* [Supplied information]
** begin **

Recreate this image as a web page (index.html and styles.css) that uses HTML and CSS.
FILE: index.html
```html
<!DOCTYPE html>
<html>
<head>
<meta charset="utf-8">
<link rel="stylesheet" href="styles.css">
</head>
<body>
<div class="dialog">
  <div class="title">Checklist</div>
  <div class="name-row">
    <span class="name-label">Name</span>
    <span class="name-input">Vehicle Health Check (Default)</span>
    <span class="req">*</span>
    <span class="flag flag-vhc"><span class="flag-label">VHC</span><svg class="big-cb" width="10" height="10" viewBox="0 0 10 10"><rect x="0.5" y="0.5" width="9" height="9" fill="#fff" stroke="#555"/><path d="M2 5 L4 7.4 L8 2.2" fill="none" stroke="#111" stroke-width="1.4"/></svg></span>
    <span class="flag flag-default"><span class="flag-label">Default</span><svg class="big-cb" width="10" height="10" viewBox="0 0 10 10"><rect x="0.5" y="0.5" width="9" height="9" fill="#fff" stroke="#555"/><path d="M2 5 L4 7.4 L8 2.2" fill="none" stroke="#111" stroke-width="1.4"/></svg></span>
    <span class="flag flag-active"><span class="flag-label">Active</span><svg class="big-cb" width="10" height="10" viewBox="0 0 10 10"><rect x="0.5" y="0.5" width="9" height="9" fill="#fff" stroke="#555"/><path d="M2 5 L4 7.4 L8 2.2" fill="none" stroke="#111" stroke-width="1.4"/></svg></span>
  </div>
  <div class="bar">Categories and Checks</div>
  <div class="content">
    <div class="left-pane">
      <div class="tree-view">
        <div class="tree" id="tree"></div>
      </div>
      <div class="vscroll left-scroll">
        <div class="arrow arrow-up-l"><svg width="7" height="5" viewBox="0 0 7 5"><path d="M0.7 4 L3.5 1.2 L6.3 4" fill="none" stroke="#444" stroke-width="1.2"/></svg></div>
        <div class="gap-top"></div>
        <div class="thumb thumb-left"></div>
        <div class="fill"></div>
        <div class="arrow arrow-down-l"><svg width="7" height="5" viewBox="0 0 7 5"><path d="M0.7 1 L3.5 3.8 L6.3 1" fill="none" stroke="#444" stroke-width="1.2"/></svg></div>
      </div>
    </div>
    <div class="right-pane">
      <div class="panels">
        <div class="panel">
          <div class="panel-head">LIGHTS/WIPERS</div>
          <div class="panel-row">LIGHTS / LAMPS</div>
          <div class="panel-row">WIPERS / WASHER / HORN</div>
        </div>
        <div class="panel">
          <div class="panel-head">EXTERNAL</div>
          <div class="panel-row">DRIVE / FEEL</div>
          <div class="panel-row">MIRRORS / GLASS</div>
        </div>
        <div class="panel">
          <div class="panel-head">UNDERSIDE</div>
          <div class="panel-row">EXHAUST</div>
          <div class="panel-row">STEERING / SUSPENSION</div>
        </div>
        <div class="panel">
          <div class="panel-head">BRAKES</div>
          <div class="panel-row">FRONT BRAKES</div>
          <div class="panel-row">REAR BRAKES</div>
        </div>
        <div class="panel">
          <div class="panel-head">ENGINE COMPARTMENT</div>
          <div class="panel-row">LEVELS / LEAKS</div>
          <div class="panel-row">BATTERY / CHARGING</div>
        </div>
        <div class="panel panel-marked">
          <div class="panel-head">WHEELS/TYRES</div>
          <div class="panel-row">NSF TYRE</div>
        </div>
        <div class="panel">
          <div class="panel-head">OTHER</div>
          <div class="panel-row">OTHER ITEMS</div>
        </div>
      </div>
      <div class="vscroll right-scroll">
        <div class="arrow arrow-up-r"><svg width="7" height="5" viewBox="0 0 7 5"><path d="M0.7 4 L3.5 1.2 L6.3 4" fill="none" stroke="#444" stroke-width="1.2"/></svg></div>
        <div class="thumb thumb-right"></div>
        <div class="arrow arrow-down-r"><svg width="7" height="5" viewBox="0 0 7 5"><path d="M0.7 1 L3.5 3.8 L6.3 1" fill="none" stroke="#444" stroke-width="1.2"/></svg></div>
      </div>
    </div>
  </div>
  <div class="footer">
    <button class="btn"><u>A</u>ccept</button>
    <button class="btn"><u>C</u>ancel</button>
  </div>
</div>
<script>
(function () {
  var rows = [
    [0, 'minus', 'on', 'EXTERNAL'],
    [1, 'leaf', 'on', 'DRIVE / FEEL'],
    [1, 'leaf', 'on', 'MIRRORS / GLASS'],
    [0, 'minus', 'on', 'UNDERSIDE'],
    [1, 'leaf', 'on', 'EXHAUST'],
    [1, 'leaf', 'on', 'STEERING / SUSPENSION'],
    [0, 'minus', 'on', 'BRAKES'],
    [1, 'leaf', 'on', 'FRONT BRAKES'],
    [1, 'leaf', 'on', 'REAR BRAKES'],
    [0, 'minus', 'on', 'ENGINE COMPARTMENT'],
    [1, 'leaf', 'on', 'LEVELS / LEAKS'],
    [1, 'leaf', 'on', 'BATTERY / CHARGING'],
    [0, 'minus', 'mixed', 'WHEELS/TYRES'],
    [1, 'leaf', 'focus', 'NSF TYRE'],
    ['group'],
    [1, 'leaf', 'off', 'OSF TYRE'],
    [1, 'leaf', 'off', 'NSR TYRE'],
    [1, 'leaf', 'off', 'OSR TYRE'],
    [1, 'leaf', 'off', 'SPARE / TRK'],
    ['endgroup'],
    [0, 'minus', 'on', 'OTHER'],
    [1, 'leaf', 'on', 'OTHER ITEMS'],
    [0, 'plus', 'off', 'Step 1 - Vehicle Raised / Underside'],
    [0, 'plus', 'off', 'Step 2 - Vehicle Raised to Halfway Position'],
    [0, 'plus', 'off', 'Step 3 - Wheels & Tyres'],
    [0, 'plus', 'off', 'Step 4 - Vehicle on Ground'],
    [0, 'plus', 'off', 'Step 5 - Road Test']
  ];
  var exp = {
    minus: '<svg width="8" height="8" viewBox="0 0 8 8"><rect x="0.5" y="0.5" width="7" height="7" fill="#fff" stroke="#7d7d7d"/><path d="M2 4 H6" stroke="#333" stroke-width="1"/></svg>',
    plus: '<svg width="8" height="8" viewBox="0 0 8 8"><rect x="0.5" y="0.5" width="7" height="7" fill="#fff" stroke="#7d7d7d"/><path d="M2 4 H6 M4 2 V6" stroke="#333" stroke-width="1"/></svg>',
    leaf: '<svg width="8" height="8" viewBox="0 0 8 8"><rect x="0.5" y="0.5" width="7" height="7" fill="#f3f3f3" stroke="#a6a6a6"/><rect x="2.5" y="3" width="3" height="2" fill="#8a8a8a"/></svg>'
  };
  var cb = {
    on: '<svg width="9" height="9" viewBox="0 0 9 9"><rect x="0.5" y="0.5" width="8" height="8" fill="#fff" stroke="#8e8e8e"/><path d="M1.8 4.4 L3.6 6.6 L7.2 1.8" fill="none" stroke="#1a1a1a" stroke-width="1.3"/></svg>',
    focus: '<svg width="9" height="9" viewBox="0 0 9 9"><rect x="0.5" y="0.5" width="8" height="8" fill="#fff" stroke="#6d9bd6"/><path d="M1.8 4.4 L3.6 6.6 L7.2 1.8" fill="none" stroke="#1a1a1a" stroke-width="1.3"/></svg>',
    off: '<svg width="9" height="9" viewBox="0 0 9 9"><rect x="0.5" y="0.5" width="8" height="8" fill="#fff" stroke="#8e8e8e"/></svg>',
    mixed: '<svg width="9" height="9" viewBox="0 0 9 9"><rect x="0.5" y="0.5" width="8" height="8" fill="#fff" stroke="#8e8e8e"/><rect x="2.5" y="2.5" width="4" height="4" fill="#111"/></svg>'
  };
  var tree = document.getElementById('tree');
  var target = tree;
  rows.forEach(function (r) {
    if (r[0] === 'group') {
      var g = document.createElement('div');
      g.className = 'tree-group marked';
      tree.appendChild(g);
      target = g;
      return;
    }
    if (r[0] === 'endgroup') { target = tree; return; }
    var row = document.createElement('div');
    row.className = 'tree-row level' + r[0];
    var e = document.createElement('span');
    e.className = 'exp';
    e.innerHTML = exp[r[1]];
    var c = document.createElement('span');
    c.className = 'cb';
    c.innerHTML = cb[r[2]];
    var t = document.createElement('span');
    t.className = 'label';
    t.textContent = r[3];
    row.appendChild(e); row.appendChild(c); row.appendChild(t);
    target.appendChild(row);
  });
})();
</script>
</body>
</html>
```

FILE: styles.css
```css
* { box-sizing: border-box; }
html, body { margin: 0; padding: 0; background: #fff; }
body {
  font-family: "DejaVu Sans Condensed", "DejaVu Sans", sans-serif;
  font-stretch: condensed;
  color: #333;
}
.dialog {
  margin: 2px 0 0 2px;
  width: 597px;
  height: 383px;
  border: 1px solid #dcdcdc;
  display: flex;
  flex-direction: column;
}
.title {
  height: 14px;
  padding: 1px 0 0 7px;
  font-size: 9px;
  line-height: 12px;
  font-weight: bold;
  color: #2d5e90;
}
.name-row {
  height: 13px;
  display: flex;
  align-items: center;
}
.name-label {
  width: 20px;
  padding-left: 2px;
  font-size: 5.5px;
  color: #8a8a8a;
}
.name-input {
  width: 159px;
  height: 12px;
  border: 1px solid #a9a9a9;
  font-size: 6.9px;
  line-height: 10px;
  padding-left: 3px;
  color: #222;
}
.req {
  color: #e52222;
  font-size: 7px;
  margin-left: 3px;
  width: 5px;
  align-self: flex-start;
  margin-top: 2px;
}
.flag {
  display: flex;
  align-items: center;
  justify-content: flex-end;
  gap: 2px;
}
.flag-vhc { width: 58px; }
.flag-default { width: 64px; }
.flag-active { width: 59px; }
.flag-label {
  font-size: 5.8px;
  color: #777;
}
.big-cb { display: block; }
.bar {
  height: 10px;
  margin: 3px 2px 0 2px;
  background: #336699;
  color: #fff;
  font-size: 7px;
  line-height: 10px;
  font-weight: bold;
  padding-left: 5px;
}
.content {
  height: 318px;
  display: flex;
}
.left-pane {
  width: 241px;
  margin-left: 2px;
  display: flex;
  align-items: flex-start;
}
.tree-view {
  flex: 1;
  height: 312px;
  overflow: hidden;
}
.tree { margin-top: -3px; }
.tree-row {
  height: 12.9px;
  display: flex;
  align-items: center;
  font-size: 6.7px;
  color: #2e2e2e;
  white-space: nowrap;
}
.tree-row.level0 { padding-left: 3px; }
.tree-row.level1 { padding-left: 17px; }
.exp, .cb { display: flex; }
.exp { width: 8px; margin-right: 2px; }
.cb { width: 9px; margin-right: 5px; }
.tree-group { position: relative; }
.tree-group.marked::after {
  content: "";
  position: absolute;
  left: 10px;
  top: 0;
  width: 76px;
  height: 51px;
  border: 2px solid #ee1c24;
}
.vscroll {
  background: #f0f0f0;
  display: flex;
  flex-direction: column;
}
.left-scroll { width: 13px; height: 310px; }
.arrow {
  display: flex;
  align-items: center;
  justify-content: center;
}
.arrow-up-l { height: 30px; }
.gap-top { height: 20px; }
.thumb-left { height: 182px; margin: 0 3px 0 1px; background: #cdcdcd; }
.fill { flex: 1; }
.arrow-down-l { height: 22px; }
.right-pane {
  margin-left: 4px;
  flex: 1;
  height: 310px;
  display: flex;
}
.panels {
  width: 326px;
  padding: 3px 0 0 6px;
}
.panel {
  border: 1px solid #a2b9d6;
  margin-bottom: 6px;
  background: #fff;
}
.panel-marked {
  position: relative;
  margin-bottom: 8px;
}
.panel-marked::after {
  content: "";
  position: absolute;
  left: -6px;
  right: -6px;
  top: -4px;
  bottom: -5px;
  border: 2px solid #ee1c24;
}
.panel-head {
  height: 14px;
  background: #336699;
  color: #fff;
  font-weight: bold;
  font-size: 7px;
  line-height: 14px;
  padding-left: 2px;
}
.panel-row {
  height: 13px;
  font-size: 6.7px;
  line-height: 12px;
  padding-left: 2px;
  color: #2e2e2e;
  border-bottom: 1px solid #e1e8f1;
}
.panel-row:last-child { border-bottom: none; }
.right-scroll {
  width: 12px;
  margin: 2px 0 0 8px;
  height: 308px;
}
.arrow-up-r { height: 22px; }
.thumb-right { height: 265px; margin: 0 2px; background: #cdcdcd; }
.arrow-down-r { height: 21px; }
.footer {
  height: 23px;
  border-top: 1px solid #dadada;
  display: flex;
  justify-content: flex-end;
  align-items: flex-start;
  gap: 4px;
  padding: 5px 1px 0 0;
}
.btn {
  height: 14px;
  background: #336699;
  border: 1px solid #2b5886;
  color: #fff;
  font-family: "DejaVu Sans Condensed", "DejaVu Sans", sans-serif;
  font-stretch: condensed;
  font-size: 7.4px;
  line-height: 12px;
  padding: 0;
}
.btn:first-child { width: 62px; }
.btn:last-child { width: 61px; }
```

** end **

* [Exercise] Among the lines above, how many contain the string "index"? State the number alone.

* [Solution below] 2